Published by Stripes Publishing on August 10th 2017
Featuring top Young Adult authors alongside a host of exciting new talent, this anthology of stories and poetry from BAME writers on the theme of change is a long-overdue addition to the YA scene. Contributors include Tanya Byrne, Inua Ellams, Catherine Johnson, Patrice Lawrence, Ayisha Malik, Irfan Master, Musa Okwonga and Nikesh Shukla.
Plus introducing four fresh new voices in YA fiction: Mary Bello, Aisha Bushby, Yasmin Rahman and Phoebe Roy.

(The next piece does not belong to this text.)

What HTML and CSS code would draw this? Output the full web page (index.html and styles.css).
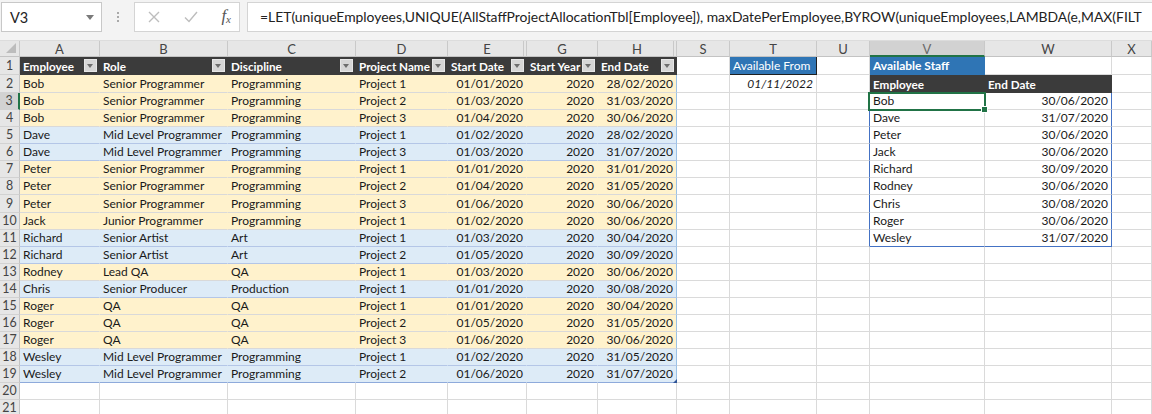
FILE: index.html
```html
<!DOCTYPE html>
<html>
<head>
<meta charset="utf-8">
<link rel="stylesheet" href="styles.css">
</head>
<body>
<div class="toolbar">
  <div class="namebox"><span>V3</span><span class="nb-arrow"></span></div>
  <div class="dots"><i></i><i></i><i></i></div>
  <div class="fbtns">
    <svg class="ico" width="12" height="12" viewBox="0 0 12 12"><path d="M1 1L11 11M11 1L1 11" stroke="#bdbdbd" stroke-width="1.4" fill="none"/></svg>
    <svg class="ico" width="14" height="12" viewBox="0 0 14 12"><path d="M1 6.5L5 10.5L13 1" stroke="#bdbdbd" stroke-width="1.4" fill="none"/></svg>
    <span class="fx">f<sub>x</sub></span>
  </div>
  <div class="formula">=LET(uniqueEmployees,UNIQUE(AllStaffProjectAllocationTbl[Employee]), maxDatePerEmployee,BYROW(uniqueEmployees,LAMBDA(e,MAX(FILT</div>
</div>

<div class="sheet">
  <div class="row colhdr">
    <div class="corner"><span class="tri"></span></div>
    <div>A</div><div>B</div><div>C</div><div>D</div><div class="hid">E</div><div>G</div><div class="hid">H</div><div>S</div><div>T</div><div>U</div><div class="selcol">V</div><div>W</div><div>X</div>
  </div>

  <div class="row h18">
    <div class="rh">1</div>
    <div class="th">Employee<span class="dd"></span></div>
    <div class="th">Role<span class="dd"></span></div>
    <div class="th">Discipline<span class="dd"></span></div>
    <div class="th">Project Name<span class="dd"></span></div>
    <div class="th">Start Date<span class="dd"></span></div>
    <div class="th">Start Year<span class="dd"></span></div>
    <div class="th">End Date<span class="dd"></span></div>
    <div></div>
    <div class="avail">Available From</div>
    <div></div>
    <div class="staff">Available Staff</div>
    <div></div>
    <div></div>
  </div>

  <div class="row h18">
    <div class="rh">2</div>
    <div class="y">Bob</div><div class="y">Senior Programmer</div><div class="y">Programming</div><div class="y">Project 1</div><div class="y n">01/01/2020</div><div class="y n">2020</div><div class="y n tr">28/02/2020</div>
    <div></div><div class="n it">01/11/2022</div><div></div>
    <div class="dh">Employee</div><div class="dh">End Date</div><div></div>
  </div>

  <div class="row">
    <div class="rh selrow">3</div>
    <div class="y">Bob</div><div class="y">Senior Programmer</div><div class="y">Programming</div><div class="y">Project 2</div><div class="y n">01/03/2020</div><div class="y n">2020</div><div class="y n tr">31/03/2020</div>
    <div></div><div></div><div class="ub"></div>
    <div>Bob</div><div class="n wb">30/06/2020</div><div></div>
  </div>

  <div class="row">
    <div class="rh">4</div>
    <div class="y">Bob</div><div class="y">Senior Programmer</div><div class="y">Programming</div><div class="y">Project 3</div><div class="y n">01/04/2020</div><div class="y n">2020</div><div class="y n tr">30/06/2020</div>
    <div></div><div></div><div class="ub"></div>
    <div>Dave</div><div class="n wb">31/07/2020</div><div></div>
  </div>

  <div class="row">
    <div class="rh">5</div>
    <div class="b">Dave</div><div class="b">Mid Level Programmer</div><div class="b">Programming</div><div class="b">Project 1</div><div class="b n">01/02/2020</div><div class="b n">2020</div><div class="b n tr">28/02/2020</div>
    <div></div><div></div><div class="ub"></div>
    <div>Peter</div><div class="n wb">30/06/2020</div><div></div>
  </div>

  <div class="row">
    <div class="rh">6</div>
    <div class="b">Dave</div><div class="b">Mid Level Programmer</div><div class="b">Programming</div><div class="b">Project 3</div><div class="b n">01/03/2020</div><div class="b n">2020</div><div class="b n tr">31/07/2020</div>
    <div></div><div></div><div class="ub"></div>
    <div>Jack</div><div class="n wb">30/06/2020</div><div></div>
  </div>

  <div class="row">
    <div class="rh">7</div>
    <div class="y">Peter</div><div class="y">Senior Programmer</div><div class="y">Programming</div><div class="y">Project 1</div><div class="y n">01/01/2020</div><div class="y n">2020</div><div class="y n tr">31/01/2020</div>
    <div></div><div></div><div class="ub"></div>
    <div>Richard</div><div class="n wb">30/09/2020</div><div></div>
  </div>

  <div class="row">
    <div class="rh">8</div>
    <div class="y">Peter</div><div class="y">Senior Programmer</div><div class="y">Programming</div><div class="y">Project 2</div><div class="y n">01/04/2020</div><div class="y n">2020</div><div class="y n tr">31/05/2020</div>
    <div></div><div></div><div class="ub"></div>
    <div>Rodney</div><div class="n wb">30/06/2020</div><div></div>
  </div>

  <div class="row h18">
    <div class="rh">9</div>
    <div class="y">Peter</div><div class="y">Senior Programmer</div><div class="y">Programming</div><div class="y">Project 3</div><div class="y n">01/06/2020</div><div class="y n">2020</div><div class="y n tr">30/06/2020</div>
    <div></div><div></div><div class="ub"></div>
    <div>Chris</div><div class="n wb">30/08/2020</div><div></div>
  </div>

  <div class="row">
    <div class="rh">10</div>
    <div class="y">Jack</div><div class="y">Junior Programmer</div><div class="y">Programming</div><div class="y">Project 1</div><div class="y n">01/02/2020</div><div class="y n">2020</div><div class="y n tr">30/06/2020</div>
    <div></div><div></div><div class="ub"></div>
    <div>Roger</div><div class="n wb">30/06/2020</div><div></div>
  </div>

  <div class="row">
    <div class="rh">11</div>
    <div class="b">Richard</div><div class="b">Senior Artist</div><div class="b">Art</div><div class="b">Project 1</div><div class="b n">01/03/2020</div><div class="b n">2020</div><div class="b n tr">30/04/2020</div>
    <div></div><div></div><div class="ub"></div>
    <div class="bb">Wesley</div><div class="n wb bb">31/07/2020</div><div></div>
  </div>

  <div class="row">
    <div class="rh">12</div>
    <div class="b">Richard</div><div class="b">Senior Artist</div><div class="b">Art</div><div class="b">Project 2</div><div class="b n">01/05/2020</div><div class="b n">2020</div><div class="b n tr">30/09/2020</div>
    <div></div><div></div><div></div><div></div><div></div><div></div>
  </div>

  <div class="row">
    <div class="rh">13</div>
    <div class="y">Rodney</div><div class="y">Lead QA</div><div class="y">QA</div><div class="y">Project 1</div><div class="y n">01/03/2020</div><div class="y n">2020</div><div class="y n tr">30/06/2020</div>
    <div></div><div></div><div></div><div></div><div></div><div></div>
  </div>

  <div class="row">
    <div class="rh">14</div>
    <div class="b">Chris</div><div class="b">Senior Producer</div><div class="b">Production</div><div class="b">Project 1</div><div class="b n">01/01/2020</div><div class="b n">2020</div><div class="b n tr">30/08/2020</div>
    <div></div><div></div><div></div><div></div><div></div><div></div>
  </div>

  <div class="row">
    <div class="rh">15</div>
    <div class="y">Roger</div><div class="y">QA</div><div class="y">QA</div><div class="y">Project 1</div><div class="y n">01/01/2020</div><div class="y n">2020</div><div class="y n tr">30/04/2020</div>
    <div></div><div></div><div></div><div></div><div></div><div></div>
  </div>

  <div class="row">
    <div class="rh">16</div>
    <div class="y">Roger</div><div class="y">QA</div><div class="y">QA</div><div class="y">Project 2</div><div class="y n">01/05/2020</div><div class="y n">2020</div><div class="y n tr">31/05/2020</div>
    <div></div><div></div><div></div><div></div><div></div><div></div>
  </div>

  <div class="row">
    <div class="rh">17</div>
    <div class="y">Roger</div><div class="y">QA</div><div class="y">QA</div><div class="y">Project 3</div><div class="y n">01/06/2020</div><div class="y n">2020</div><div class="y n tr">30/06/2020</div>
    <div></div><div></div><div></div><div></div><div></div><div></div>
  </div>

  <div class="row">
    <div class="rh">18</div>
    <div class="b">Wesley</div><div class="b">Mid Level Programmer</div><div class="b">Programming</div><div class="b">Project 1</div><div class="b n">01/02/2020</div><div class="b n">2020</div><div class="b n tr">31/05/2020</div>
    <div></div><div></div><div></div><div></div><div></div><div></div>
  </div>

  <div class="row">
    <div class="rh">19</div>
    <div class="b last">Wesley</div><div class="b last">Mid Level Programmer</div><div class="b last">Programming</div><div class="b last">Project 2</div><div class="b n last">01/06/2020</div><div class="b n last">2020</div><div class="b n tr last">31/07/2020<span class="resize"></span></div>
    <div></div><div></div><div></div><div></div><div></div><div></div>
  </div>

  <div class="row">
    <div class="rh">20</div>
    <div></div><div></div><div></div><div></div><div></div><div></div><div></div><div></div><div></div><div></div><div></div><div></div><div></div>
  </div>

  <div class="row">
    <div class="rh">21</div>
    <div></div><div></div><div></div><div></div><div></div><div></div><div></div><div></div><div></div><div></div><div></div><div></div><div></div>
  </div>

  <div class="selbox"><span class="handle"></span></div>
</div>
</body>
</html>
```

FILE: styles.css
```css
html, body {
  margin: 0;
  padding: 0;
  width: 1152px;
  height: 414px;
  overflow: hidden;
  background: #ffffff;
  font-family: "Lato", "Open Sans", sans-serif;
}

/* ---------- formula bar ---------- */
.toolbar {
  height: 41px;
  background: #f3f3f3;
  display: flex;
  align-items: flex-start;
  padding-top: 2px;
  box-sizing: border-box;
  border-bottom: 1px solid #dcdcdc;
}
.namebox {
  width: 101px;
  height: 30px;
  margin-left: 1px;
  box-sizing: border-box;
  background: #fff;
  border: 1px solid #c8c8c8;
  display: flex;
  align-items: center;
  justify-content: space-between;
  padding: 0 7px 0 8px;
  font-size: 14.5px;
  color: #222;
}
.nb-arrow {
  width: 0;
  height: 0;
  border-left: 4px solid transparent;
  border-right: 4px solid transparent;
  border-top: 5px solid #7a7a7a;
}
.dots {
  width: 32px;
  height: 30px;
  display: flex;
  flex-direction: column;
  align-items: center;
  justify-content: center;
  gap: 2px;
}
.dots i {
  display: block;
  width: 2px;
  height: 2px;
  background: #a9a9a9;
}
.fbtns {
  width: 106px;
  height: 30px;
  box-sizing: border-box;
  background: #fff;
  border: 1px solid #d4d4d4;
  display: flex;
  align-items: center;
  justify-content: space-between;
  padding: 0 8px 0 13px;
}
.fx {
  font-family: "Liberation Serif", serif;
  font-style: italic;
  font-size: 17px;
  color: #555;
  margin-top: -3px;
}
.fx sub {
  font-size: 11px;
  vertical-align: -2px;
}
.formula {
  flex: 1;
  margin-left: 7px;
  height: 30px;
  box-sizing: border-box;
  background: #fff;
  border: 1px solid #d4d4d4;
  border-right: none;
  padding-left: 12px;
  font-size: 13.9px;
  line-height: 28px;
  color: #222;
  white-space: nowrap;
  overflow: hidden;
}

/* ---------- sheet grid ---------- */
.sheet {
  position: relative;
}
.row {
  display: grid;
  grid-template-columns: 20px 80px 128px 128px 92px 79px 71px 79px 53px 87px 53px 115px 127px 1fr;
  height: 17px;
}
.row.h18 {
  height: 18px;
}
.row > div {
  border-right: 1px solid #dadada;
  border-bottom: 1px solid #dadada;
  padding: 0 3px;
  font-size: 12px;
  line-height: 16px;
  color: #1a1a1a;
  white-space: nowrap;
  overflow: hidden;
  min-width: 0;
  display: flex;
  align-items: center;
}
.row > div.n {
  justify-content: flex-end;
}
.row > div.it {
  font-style: italic;
}

/* column header */
.row.colhdr {
  height: 16px;
}
.colhdr > div {
  background: #e6e6e6;
  border-right-color: #c9c9c9;
  border-bottom-color: #c3c3c3;
  justify-content: center;
  color: #444;
  font-size: 13px;
  padding: 0;
}
.colhdr > div.hid {
  box-shadow: inset -2px 0 0 #e6e6e6, inset -3px 0 0 #c9c9c9;
}
.colhdr > .corner {
  position: relative;
}
.tri {
  position: absolute;
  right: 3px;
  bottom: 3px;
  width: 0;
  height: 0;
  border-left: 10px solid transparent;
  border-bottom: 10px solid #bcbcbc;
}
.colhdr > div.selcol {
  background: #d2d2d2;
  color: #6a6a6a;
  border-bottom: 2px solid #217346;
  padding-top: 2px;
}

/* row headers */
.row > div.rh {
  background: #e6e6e6;
  border-right-color: #c3c3c3;
  border-bottom-color: #d2d2d2;
  justify-content: center;
  color: #444;
  padding: 0;
  font-size: 12.4px;
}
.row > div.rh.selrow {
  background: #d2d2d2;
  color: #444;
  border-right: 2px solid #217346;
}

/* table header */
.row > div.th {
  background: #3b3b3b;
  border-right-color: #3b3b3b;
  border-bottom-color: #3b3b3b;
  color: #fff;
  font-weight: 700;
  font-size: 11.7px;
  justify-content: space-between;
  padding-right: 2px;
}
.dd {
  width: 13px;
  height: 13px;
  box-sizing: border-box;
  background: #d6d6d6;
  border: 1px solid #e6e6e6;
  position: relative;
  flex: none;
}
.dd::after {
  content: "";
  position: absolute;
  left: 2px;
  top: 4px;
  border-left: 3.5px solid transparent;
  border-right: 3.5px solid transparent;
  border-top: 4px solid #6d6d6d;
}

/* table body */
.row > div.y {
  background: #fff2cc;
  border-right-color: #fff2cc;
  border-bottom-color: #d9d9d9;
}
.row > div.b {
  background: #ddebf7;
  border-right-color: #ddebf7;
  border-bottom-color: #b4c6e7;
}
.row > div.tr {
  border-right-color: #9bc2e6;
  position: relative;
  overflow: visible;
}
.row > div.last {
  border-bottom-color: #8eaadb;
}
.resize {
  position: absolute;
  right: -1px;
  bottom: -1px;
  width: 0;
  height: 0;
  border-left: 4px solid transparent;
  border-bottom: 4px solid #2f5597;
}

/* right side */
.row > div.avail {
  background: #2f75b5;
  color: #fff;
  border-right-color: #1f1f1f;
  border-bottom-color: #1f1f1f;
}
.row > div.staff {
  background: #2f75b5;
  color: #fff;
  font-weight: 700;
  border-right-color: #2f75b5;
  border-bottom-color: #2f75b5;
}
.row > div.dh {
  background: #3b3b3b;
  color: #fff;
  font-weight: 700;
  font-size: 11.7px;
  border-right-color: #3b3b3b;
  border-bottom-color: #3b3b3b;
}
.row > div.ub {
  border-right-color: #4472c4;
}
.row > div.wb {
  border-right-color: #4472c4;
}
.row > div.bb {
  border-bottom-color: #4472c4;
}

/* selection */
.selbox {
  position: absolute;
  left: 868px;
  top: 51px;
  width: 118px;
  height: 19px;
  box-sizing: border-box;
  border: 2px solid #217346;
}
.handle {
  position: absolute;
  right: -4px;
  bottom: -4px;
  width: 5px;
  height: 5px;
  background: #217346;
  border: 1px solid #fff;
}
```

Review: I don’t think it’s an exaggeration to say that this was probably one of the most anticipated releases of Summer 2017. After the success of their Christmas and home themed anthology, Little Tiger announced a BAME YA anthology of poetry and prose with some of the country’s best YA voices. I’ve read several YA anthologies this year and I really like the format and introduction to new authors as well as more work from authors I already know.
Before I talk about the stories themselves, I think it’s worth saying how vitally important it is to for an anthology like this to be published and also how depressing it is that books like this are unusual. Darren Chetty wrote the foreword and he wrote a brilliant essay within The Good Immigrant about children being able to see themselves, or as the case may be currently sadly not, in literature.
I particularly found Nikesh Strukla’s contribution We Who? thought-provoking and depressingly realistic. It stayed with me afterwards and was very powerful. I think with the news in recent weeks and our 2017 world, it shines an honest light. Tanya Byrne’s Hackney Moon was beautifully written and poignant. I also always enjoy Catherine Johnson’s writing and her addition to the anthology was not an exception to the rule there.
It stayed with me afterwards and was very powerful
A Change Is Gonna Come is not just about the established voices within UKYA though. Stripes held a competition and have published four new BAME authors in the anthology. I look forward to hearing more about these each of these talented authors in the future. Each story showed insight and had a strong, unique voice.
As an aside this anthology is also named after one of my favourite songs; A Change Is Gonna Come by Sam Cooke who was a brilliant singer and the song became an anthem in the 1960s civil rights movement (and the song has had a lasting legacy and acclaim since)
This is one of those cases where the hype is worth it; A Change Is Gonna Come has been talked about in the blogosphere for some time and so it should. It offers something for everyone and is important and meaningful and a brilliant addition to UKYA.